_Exercise aim_:
Retype exactly the lines from the first one through the line with "import React from 'react'", including both ends; skip any pictures.

_Source excerpt_:
#####
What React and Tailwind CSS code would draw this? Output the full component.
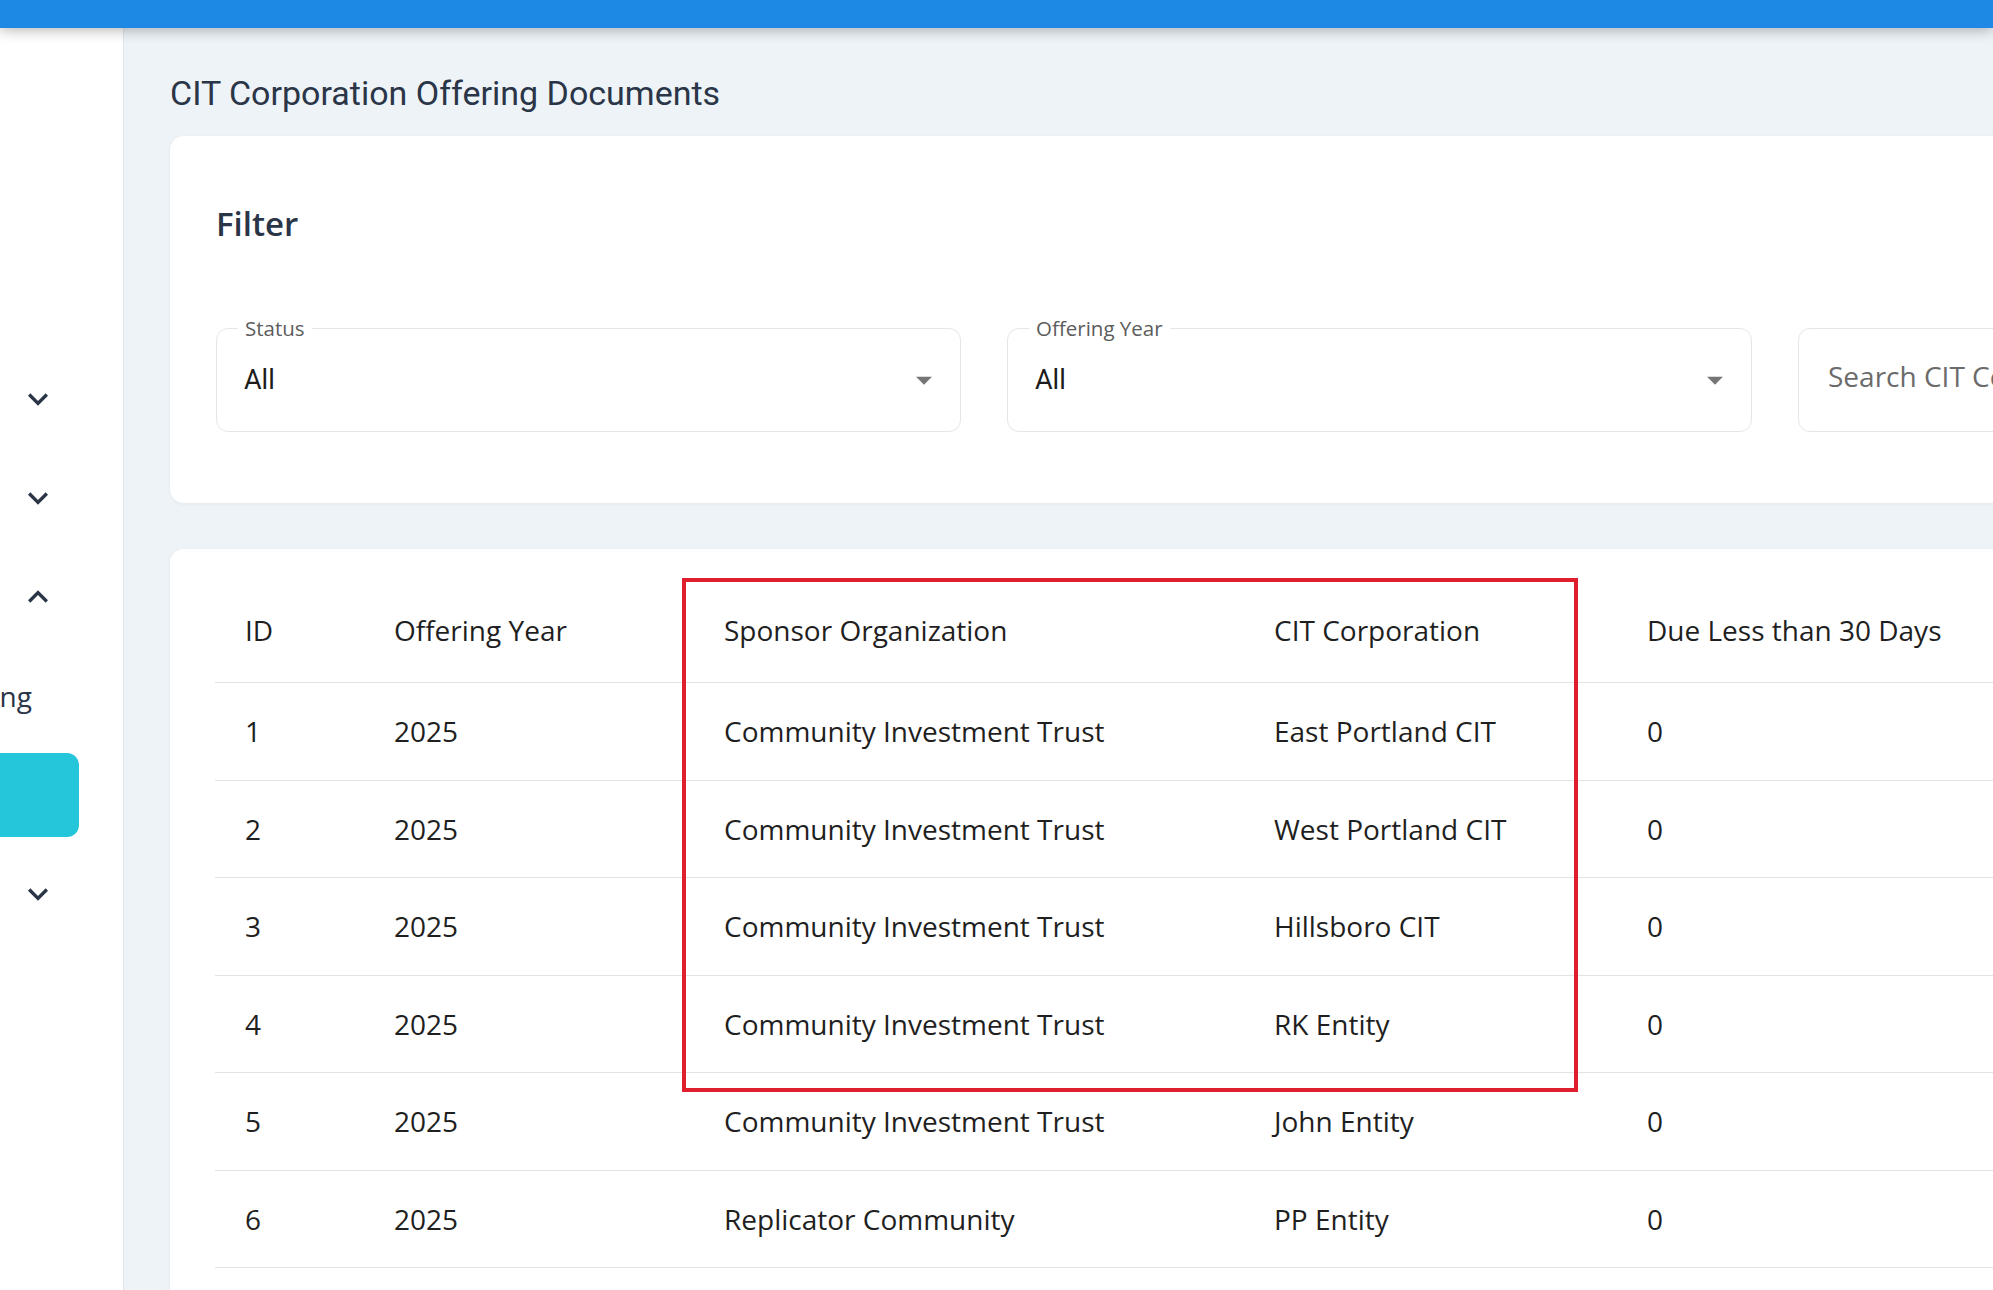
import React from 'react'

const ROWS = [
  { id: 1, year: 2025, sponsor: 'Community Investment Trust', cit: 'East Portland CIT', due: 0 },
  { id: 2, year: 2025, sponsor: 'Community Investment Trust', cit: 'West Portland CIT', due: 0 },
  { id: 3, year: 2025, sponsor: 'Community Investment Trust', cit: 'Hillsboro CIT', due: 0 },
  { id: 4, year: 2025, sponsor: 'Community Investment Trust', cit: 'RK Entity', due: 0 },
  { id: 5, year: 2025, sponsor: 'Community Investment Trust', cit: 'John Entity', due: 0 },
  { id: 6, year: 2025, sponsor: 'Replicator Community', cit: 'PP Entity', due: 0 },
]

function ExpandIcon({ up }) {
  return (
    <svg width="40" height="40" viewBox="0 0 24 24" className={up ? 'rotate-180 shrink-0' : 'shrink-0'} fill="#2a3547">
      <path d="M16.59 8.59 12 13.17 7.41 8.59 6 10l6 6 6-6z" />
    </svg>
  )
}

function ArrowDrop() {
  return (
    <svg width="38" height="38" viewBox="0 0 24 24" fill="#757575" className="shrink-0">
      <path d="M7 10l5 5 5-5z" />
    </svg>
  )
}

function SideItem({ up }) {
  return (
    <div className="h-[99px] flex items-center justify-end pr-[65px]">
      <ExpandIcon up={up} />
    </div>
  )
}

// sidebar is scrolled horizontally, only its right part shows
function Sidebar() {
  return (
    <aside className="w-[124px] shrink-0 h-[1262px] bg-white border-r border-[#dde4ea] overflow-hidden pt-[321px] font-['Open_Sans',sans-serif]">
      <SideItem />
      <SideItem />
      <SideItem up />
      <div className="h-[99px] flex items-center justify-end pr-[91px]">
        <span className="whitespace-nowrap text-[28px] text-[#2a3547]">Reporting</span>
      </div>
      <div className="h-[99px] flex items-center justify-end pr-[44px]">
        <div className="h-[84px] w-[300px] shrink-0 rounded-[12px] bg-[#26c6da]" />
      </div>
      <SideItem />
    </aside>
  )
}

function SelectBox({ label, value }) {
  return (
    <div className="relative h-[104px] border border-[#e3e6ea] rounded-[12px] flex items-center justify-between pl-[27px] pr-[17px]">
      <span className="absolute -top-[14px] left-[21px] px-[7px] bg-white text-[20.5px] leading-[26px] text-[#5c5c5c] font-['Open_Sans',sans-serif]">
        {label}
      </span>
      <span className="text-[27px] text-[#1c1c1c] font-['Roboto',sans-serif]">{value}</span>
      <ArrowDrop />
    </div>
  )
}

const COLS = ['w-[149px]', 'w-[330px]', 'w-[550px]', 'w-[373px]', 'w-[400px]']

function Row({ cells, header }) {
  return (
    <div className={`flex items-center border-b border-[#e3e3e3] ${header ? 'h-[106px]' : 'h-[97.5px]'}`}>
      {cells.map((c, i) => (
        <div key={i} className={`${COLS[i]} shrink-0 pl-[30px] whitespace-nowrap`}>{c}</div>
      ))}
    </div>
  )
}

export default function App() {
  return (
    <div className="relative w-[1993px] h-[1290px] overflow-hidden bg-[#edf3f7]">
      <header className="relative z-10 h-[28px] bg-[#1e88e5] shadow-[0_2px_14px_rgba(0,0,0,0.3)]" />

      <div className="flex">
        <Sidebar />

        <main className="flex-1 pl-[46px] pt-[45px]">
          <h1 className="text-[34px] leading-[40px] text-[#2a3547] font-['Roboto',sans-serif]">
            CIT Corporation Offering Documents
          </h1>

          {/* Filter card */}
          <section className="mt-[23px] w-[2419px] bg-white rounded-[14px] shadow-[0_1px_4px_rgba(0,0,0,0.05)] px-[46px] pt-[68px] pb-[71px]">
            <h2 className="text-[33px] leading-[40px] font-semibold text-[#2a3547] font-['Open_Sans',sans-serif]">Filter</h2>
            <div className="mt-[84px] grid grid-cols-3 gap-[46px]">
              <SelectBox label="Status" value="All" />
              <SelectBox label="Offering Year" value="All" />
              <div className="h-[104px] border border-[#e3e6ea] rounded-[12px] flex items-center pl-[29px] pb-[8px] text-[28px] text-[#6b6b6b] font-['Open_Sans',sans-serif] whitespace-nowrap">
                Search CIT Corporation
              </div>
            </div>
          </section>

          {/* Table card */}
          <section className="mt-[46px] w-[2419px] h-[800px] bg-white rounded-[14px] shadow-[0_1px_4px_rgba(0,0,0,0.05)] px-[45px] pt-[28px] text-[28px] text-[#1f1f1f] font-['Open_Sans',sans-serif]">
            <Row header cells={['ID', 'Offering Year', 'Sponsor Organization', 'CIT Corporation', 'Due Less than 30 Days']} />
            {ROWS.map(r => (
              <Row key={r.id} cells={[r.id, r.year, r.sponsor, r.cit, r.due]} />
            ))}
          </section>
        </main>
      </div>

      {/* highlight annotation */}
      <div className="absolute left-[682px] top-[578px] w-[896px] h-[514px] border-4 border-[#df1f2d] pointer-events-none" />
    </div>
  )
}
#####
_Response below_:
What React and Tailwind CSS code would draw this? Output the full component.
import React from 'react'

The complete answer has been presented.